While many of Van Gogh’s works from later in life grapple with isolation, mortality, and cosmic anxiety, Still Life with Apples, Pears, Lemons and Grapes feels remarkably grounded. It is a celebration of the sensory world, of the momentary pleasures found in color, texture, and light.
Legacy and Artistic Influence
Though Van Gogh struggled for recognition during his lifetime, his bold reinterpretation of still life has since been acknowledged as a major contribution to modern art. This work, like many of his Paris paintings, pushed the genre toward new expressive possibilities. It influenced the Fauves—Henri Matisse and André Derain—as well as German Expressionists like Ernst Ludwig Kirchner and Emil Nolde.

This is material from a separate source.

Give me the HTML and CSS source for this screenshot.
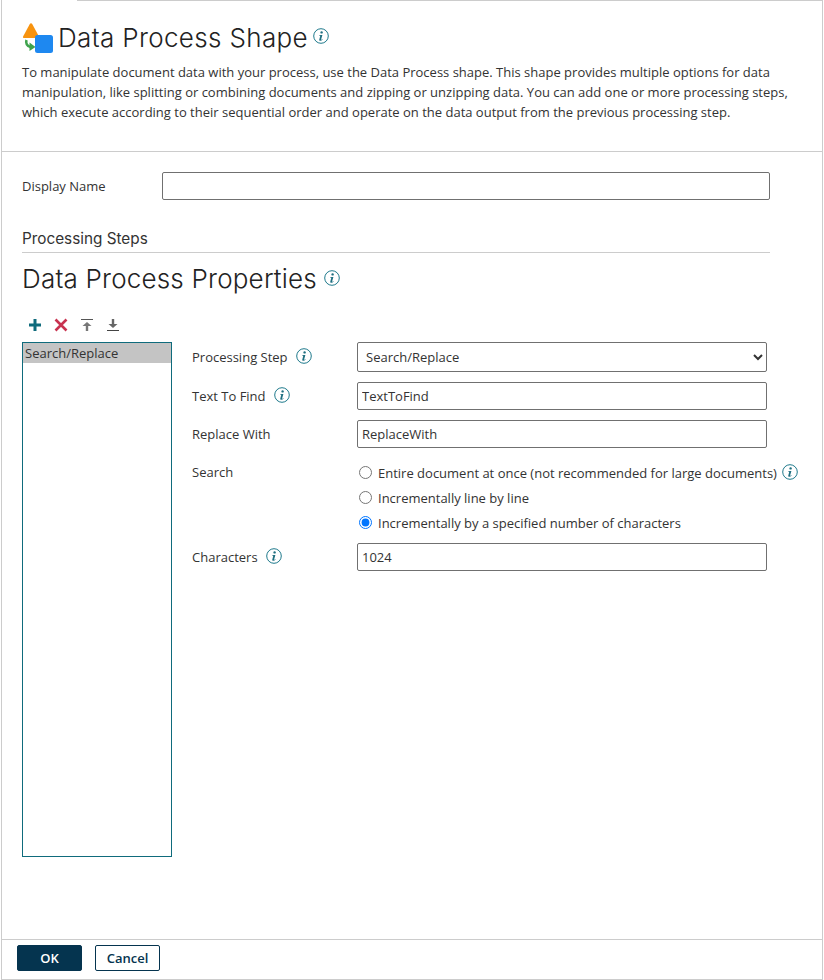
FILE: index.html
```html
<!DOCTYPE html>
<html lang="en">
<head>
    <meta charset="UTF-8">
    <meta name="viewport" content="width=device-width, initial-scale=1.0">
    <title>Data Process Shape</title>
    <link rel="stylesheet" href="styles.css">
</head>
<body>
    <svg class="icon-defs" width="0" height="0" aria-hidden="true">
        <symbol id="info" viewBox="0 0 16 16">
            <circle cx="8" cy="8" r="7.3" fill="none" stroke="#1f7a8c" stroke-width="1"/>
            <circle cx="8.6" cy="4.4" r="1.2" fill="#1f6f80"/>
            <path d="M6.4 7h3l-1.3 4.4c-.1.4.2.5.5.3l.8-.6.2.4c-.7.8-1.5 1.2-2.3 1.2-.8 0-1.2-.5-1-1.3l1-3.6h-1z" fill="#1f6f80"/>
        </symbol>
    </svg>

    <div id="dialog">
        <div class="top-line"></div>

        <div id="intro">
            <div class="title-row">
                <svg class="shape-logo" width="32" height="32" viewBox="0 0 32 32">
                    <path d="M9 1.200c.5 0 .9.300 1.200.800L17 14.500c.4.800 0 1.500-.9 1.500H2c-.9 0-1.300-.7-.9-1.500L7.800 2c.3-.5.700-.8 1.200-.8z" fill="#f7930f"/>
                    <path d="M4.500 18c-1 3 .4 6.300 4 7" fill="none" stroke="#3fa34d" stroke-width="2.600"/>
                    <path d="M7.500 20.500l6 4.500-6 4z" fill="#3fa34d"/>
                    <rect x="13" y="13" width="18" height="18" rx="2.500" fill="#1e88f0"/>
                </svg>
                <h1>Data Process Shape</h1>
                <svg class="info info-title"><use href="#info"/></svg>
            </div>
            <p>To manipulate document data with your process, use the Data Process shape. This shape provides multiple options for data manipulation, like splitting or combining documents and zipping or unzipping data. You can add one or more processing steps, which execute according to their sequential order and operate on the data output from the previous processing step.</p>
        </div>

        <div id="content">
            <div class="name-row">
                <label for="display-name">Display Name</label>
                <input type="text" id="display-name">
            </div>

            <h3>Processing Steps</h3>

            <div class="props-title">
                <h2>Data Process Properties</h2>
                <svg class="info info-title"><use href="#info"/></svg>
            </div>

            <div class="toolbar">
                <svg width="14" height="14" viewBox="0 0 14 14"><path d="M7 1v12M1 7h12" stroke="#0f6b7c" stroke-width="3"/></svg>
                <svg width="14" height="14" viewBox="0 0 14 14"><path d="M1.500 1.500l11 11M12.500 1.500l-11 11" stroke="#c8324f" stroke-width="2.600"/></svg>
                <svg width="14" height="12" viewBox="-1 0 14 12"><path d="M0 .5h12" stroke="#555" stroke-width="1"/><path d="M6 3l4.500 4H7.200v5H4.800V7H1.500z" fill="#777"/></svg>
                <svg width="14" height="12" viewBox="-1 0 14 12"><path d="M4.800 0h2.400v5h3.300L6 9 1.500 5h3.300z" fill="#666"/><path d="M0 11.500h12" stroke="#444" stroke-width="1"/></svg>
            </div>

            <div class="steps-area">
                <div id="steps-list">
                    <div class="step selected">Search/Replace</div>
                </div>

                <div id="step-form">
                    <div class="field field-first">
                        <label>Processing Step <svg class="info"><use href="#info"/></svg></label>
                        <select>
                            <option>Search/Replace</option>
                        </select>
                    </div>
                    <div class="field">
                        <label>Text To Find <svg class="info"><use href="#info"/></svg></label>
                        <input type="text" value="TextToFind">
                    </div>
                    <div class="field">
                        <label>Replace With</label>
                        <input type="text" value="ReplaceWith">
                    </div>
                    <div class="field field-radios">
                        <label>Search</label>
                        <div class="radios">
                            <div class="radio"><input type="radio" name="search"> Entire document at once (not recommended for large documents) <svg class="info"><use href="#info"/></svg></div>
                            <div class="radio"><input type="radio" name="search"> Incrementally line by line</div>
                            <div class="radio"><input type="radio" name="search" checked> Incrementally by a specified number of characters</div>
                        </div>
                    </div>
                    <div class="field">
                        <label>Characters <svg class="info"><use href="#info"/></svg></label>
                        <input type="text" value="1024">
                    </div>
                </div>
            </div>
        </div>

        <div id="footer">
            <button class="btn-ok">OK</button>
            <button class="btn-cancel">Cancel</button>
        </div>
    </div>
</body>
</html>
```

FILE: styles.css
```css
html, body {
    height: 100%;
}
body {
    font-family: "Open Sans", "Noto Sans", sans-serif;
    font-size: 13px;
    color: #333;
    margin: 0;
    padding: 0;
    background-color: #fff;
}
.icon-defs {
    display: block;
    height: 0;
}
#dialog {
    box-sizing: border-box;
    height: 980px;
    margin: 0 1px;
    border-left: 1px solid #ccc;
    border-right: 1px solid #ccc;
    border-bottom: 1px solid #ccc;
    display: flex;
    flex-direction: column;
}
.top-line {
    height: 1px;
    margin-left: 75px;
    background-color: #ccc;
}


#intro {
    height: 151px;
    box-sizing: border-box;
    border-bottom: 1px solid #ccc;
    padding: 18px 20px 0;
}
.title-row {
    display: flex;
    align-items: center;
    height: 36px;
}
.shape-logo {
    margin-right: 4px;
    margin-top: 2px;
}
h1, h2 {
    font-family: Inter, "Open Sans", sans-serif;
    font-weight: 300;
    color: #222;
    margin: 0;
}
h1 {
    font-size: 26px;
    letter-spacing: 0.35px;
}
#intro p {
    margin: 7px 0 0;
    line-height: 20px;
    font-size: 13px;
    color: #333;
}
.info {
    width: 16px;
    height: 16px;
    vertical-align: -2px;
    margin-left: 5px;
}
.info-title {
    align-self: flex-start;
    margin-top: 9px;
}


#content {
    flex: 1;
    padding: 20px 20px 0;
    min-height: 0;
}
.name-row {
    display: flex;
    align-items: center;
}
.name-row label {
    width: 140px;
}
.name-row input {
    width: 608px;
    height: 28px;
}
input[type="text"], select {
    box-sizing: border-box;
    border: 1px solid #707070;
    border-radius: 2px;
    font-family: inherit;
    font-size: 13px;
    color: #333;
    padding: 0 4px;
    margin: 0;
    background-color: #fff;
}
h3 {
    font-family: Inter, "Open Sans", sans-serif;
    font-weight: 400;
    font-size: 15.300px;
    color: #333;
    margin: 29px 0 0;
    width: 748px;
    height: 23px;
    line-height: 20px;
    border-bottom: 1px solid #ccc;
}
.props-title {
    display: flex;
    align-items: center;
    height: 36px;
    margin-top: 7px;
}
.props-title .info-title {
    margin-top: 10px;
    margin-left: 7px;
}
h2 {
    font-size: 26px;
    letter-spacing: 0.2px;
}


.toolbar {
    display: flex;
    align-items: center;
    gap: 12px;
    height: 20px;
    margin-top: 19px;
    padding-left: 6px;
}
.steps-area {
    display: flex;
    margin-top: 7px;
}
#steps-list {
    box-sizing: border-box;
    width: 150px;
    height: 515px;
    border: 1px solid #0f6b7c;
    flex-shrink: 0;
}
.step {
    height: 20px;
    line-height: 20px;
    padding-left: 2px;
}
.step.selected {
    background-color: #c4c4c4;
}


#step-form {
    margin-left: 20px;
    width: 612px;
}
.field {
    display: flex;
    align-items: center;
    height: 28px;
    margin-bottom: 10px;
}
.field-first {
    height: 30px;
}
.field label {
    width: 165px;
    flex-shrink: 0;
}
.field input[type="text"], .field select {
    width: 410px;
    height: 28px;
}
.field select {
    height: 30px;
    padding-left: 4px;
}
.field-radios {
    height: auto;
    align-items: flex-start;
    margin-top: 12px;
    margin-bottom: 8px;
}
.field-radios label {
    margin-top: 3px;
}
.radio {
    display: flex;
    align-items: center;
    height: 25px;
    white-space: nowrap;
}
.radio input {
    width: 13px;
    height: 13px;
    margin: 0 6px 0 2px;
}
.radio .info {
    margin-bottom: 2px;
}


#footer {
    height: 40px;
    box-sizing: border-box;
    border-top: 1px solid #ccc;
    padding: 5px 15px 0;
    display: flex;
    gap: 13px;
}
#footer button {
    box-sizing: border-box;
    width: 65px;
    height: 26px;
    border-radius: 2px;
    font-family: inherit;
    font-size: 13px;
    font-weight: 600;
    padding: 0;
    border: 1px solid #05344f;
}
.btn-ok {
    background-color: #05344f;
    color: #fff;
}
.btn-cancel {
    background-color: #fff;
    color: #05344f;
}
```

By releasing still life from its conventional constraints, Van Gogh helped liberate painting itself. No longer merely a record of objects, still life could become a vehicle for emotional truth and artistic freedom.
This legacy lives on in countless works that followed—from the abstract compositions of Kandinsky and the color studies of Rothko to the modernist table scenes of Wayne Thiebaud. All of them owe something to the foundation Van Gogh helped lay.
Conclusion: A New Way of Seeing
In Still Life with Apples, Pears, Lemons and Grapes, Van Gogh transforms a traditional subject into a symphony of movement and feeling. The fruits are more than fruit. The tablecloth is more than a surface. Everything breathes, moves, and sings with intensity.
This is a painting that asks us to slow down and look deeply—not just at the objects, but at the forces within and around them. It celebrates beauty in imperfection, harmony in disarray, and presence in the everyday.
Ultimately, it reminds us that painting is not just about what is seen—it is about how it is felt. And in this, Van Gogh remains a master like no other.